The van had no markings or identification on it, so for a while I simply watched the men dressed in white from head to toe. They walked over the sand as I had, but they used a long-handled tool to pick up the dead animals, then they put certain specimens into individual bags. After sealing each bag, they wrote something on it—probably date and time—and placed the sealed specimens in a cooler.

I gave them space to pick up a few corpses, then pulled out my earbuds and walked up to the closest guy. “Hi,” I said, smiling. “Who are you and where are you from?”

He blinked at me as if I were a Martian who’d suddenly come up and introduced myself.

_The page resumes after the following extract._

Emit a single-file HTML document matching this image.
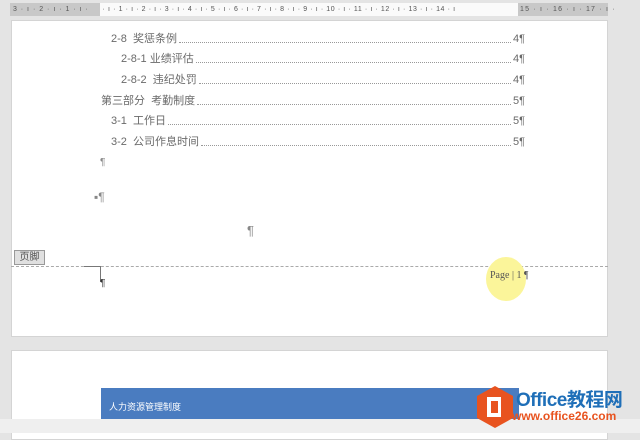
<!DOCTYPE html>
<html><head><meta charset="utf-8"><style>
*{margin:0;padding:0;box-sizing:border-box}
body{width:640px;height:433px;overflow:hidden;background:#e4e4e4;position:relative;font-family:"Liberation Sans","Noto Sans CJK SC",sans-serif;color:#6a6a6a}
.abs{position:absolute}
.ruler{left:10px;top:3px;width:598px;height:13px;background:#c8c8c8;font-size:7px;color:#555;line-height:13px;white-space:nowrap;overflow:hidden;letter-spacing:1px}
.rw{left:100px;top:3px;width:418px;height:13px;background:#fafafa}
.page{background:#fff;border:1px solid #d4d4d4}
.row{position:absolute;height:14px;font-size:11px;line-height:14px;display:flex;align-items:flex-end}
.dots{flex:1;border-bottom:1px dotted #999;margin:0 2px 3px 2px}
.pm{font-size:10px;color:#888}
</style></head><body>
<div class="abs ruler">&nbsp;3 · ı · 2 · ı · 1 · ı · &nbsp;&nbsp;&nbsp;&nbsp;&nbsp;</div>
<div class="abs rw"></div>
<div class="abs" style="left:100px;top:3px;width:418px;height:13px;font-size:7px;line-height:13px;color:#555;white-space:nowrap;letter-spacing:0.6px;overflow:hidden">&nbsp;· ı · 1 · ı · 2 · ı · 3 · ı · 4 · ı · 5 · ı · 6 · ı · 7 · ı · 8 · ı · 9 · ı · 10 · ı · 11 · ı · 12 · ı · 13 · ı · 14 · ı</div>
<div class="abs" style="left:520px;top:3px;font-size:7px;line-height:13px;color:#555;letter-spacing:1.2px">15 · ı · 16 · ı · 17 · ı ·</div>
<div class="abs page" style="left:11px;top:20px;width:597px;height:317px"></div>
<div class="abs page" style="left:11px;top:350px;width:597px;height:90px"></div>

<div class="row" style="left:111px;top:32px;width:414px"><span>2-8&nbsp; 奖惩条例</span><span class="dots"></span><span>4¶</span></div>
<div class="row" style="left:121px;top:52px;width:404px"><span>2-8-1 业绩评估</span><span class="dots"></span><span>4¶</span></div>
<div class="row" style="left:121px;top:73px;width:404px"><span>2-8-2&nbsp; 违纪处罚</span><span class="dots"></span><span>4¶</span></div>
<div class="row" style="left:101px;top:94px;width:424px"><span>第三部分&nbsp; 考勤制度</span><span class="dots"></span><span>5¶</span></div>
<div class="row" style="left:111px;top:114px;width:414px"><span>3-1&nbsp; 工作日</span><span class="dots"></span><span>5¶</span></div>
<div class="row" style="left:111px;top:135px;width:414px"><span>3-2&nbsp; 公司作息时间</span><span class="dots"></span><span>5¶</span></div>
<div class="abs pm" style="left:100px;top:157px">¶</div>
<div class="abs pm" style="left:94px;top:190px;font-size:12px">▪¶</div>
<div class="abs pm" style="left:247px;top:223px;font-size:13px">¶</div>

<div class="abs" style="left:14px;top:250px;width:31px;height:15px;background:#e0e0e0;border:1px solid #999;font-size:10px;line-height:13px;text-align:center;color:#555">页脚</div>
<div class="abs" style="left:11px;top:266px;width:597px;border-top:1px dashed #aaa"></div>
<div class="abs" style="left:84px;top:266px;width:17px;height:16px;border-top:1px solid #777;border-right:1px solid #777"></div>
<div class="abs" style="left:100px;top:278px;font-size:10px;color:#333">¶</div>
<div class="abs" style="left:486px;top:257px;width:40px;height:44px;border-radius:50%;background:#fbf59a"></div>
<div class="abs" style="left:490px;top:270px;font-family:'Liberation Serif',serif;font-size:10px;color:#555">Page | 1 ¶</div>

<div class="abs" style="left:101px;top:388px;width:418px;height:32px;background:#4a7cc0;color:#fff;font-size:9px;line-height:38px;padding-left:8px">人力资源管理制度</div>
<div class="abs" style="left:0;top:419px;width:640px;height:14px;background:#efefef"></div>
<svg class="abs" style="left:475px;top:384px" width="40" height="46" viewBox="0 0 40 46"><polygon points="20,2 38,12 38,34 20,44 2,34 2,12" fill="#e8531f"/><rect x="12" y="13" width="14" height="20" fill="#fff"/><rect x="16" y="17" width="7" height="12" fill="#e8531f"/></svg>
<div class="abs" style="left:516px;top:385px;font-size:19px;font-weight:bold;color:#1f6fb8;letter-spacing:-0.5px">Office教程网</div>
<div class="abs" style="left:512px;top:409px;font-size:12px;font-weight:bold;color:#e8531f">www.office26.com</div>
</body></html>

For a moment he seemed taken aback, then he fumbled with his hazmat helmet and pulled it off. “Steve Laughlin,” he said, his cheeks brightening as if he had suddenly realized how silly he looked in all that protective gear. “We’re from the University of Tampa.”

“Oh.” I laughed. “I thought you were from the government.”

He laughed, too. “Not by a long shot. The government’s probably been here and gone already, leaving us to clean up the mess. This thing has made our biology department curious, and since it happened in our own backyard—”

“I get it. I’m curious, too.” I felt the corner of my mouth rise in a half-smile. Steve Laughlin looked like a professional geek—my kind of guy. “Don’t you feel a little overdressed? I mean, no one has even hinted that these animals died from contagion.”

“No one has said they didn’t.” Steve smiled back at me, apparently recognizing a kindred spirit. “I’ve always found it better to err on the side of caution.”

I nodded. “Listen, Steve—you got a pen?”

He pulled one from his pocket, and I took it. “I’m visiting the area with my boss, Professor James McKinney. We’re keen to know more about this event, and if you learn anything, we’d appreciate it if you’d give us a call.” I grabbed his gloved hand and pulled it toward me, then wrote on the back of his white glove. “This is my cell number. Will you call me?”

His eyes glinted with interest—more than a purely scientific interest, it seemed to me. “I’ll call if you’ll tell me your name.”

“Andi.” I released his hand and held out his pen. “Don’t forget—I have friends who will be truly intrigued by whatever you learn.”

His mouth curved in a slow smile. “Andi. Got a last name to go with that?”

“Maybe.” I picked up my trash bag and waved. “Maybe you’ll find out when you call.”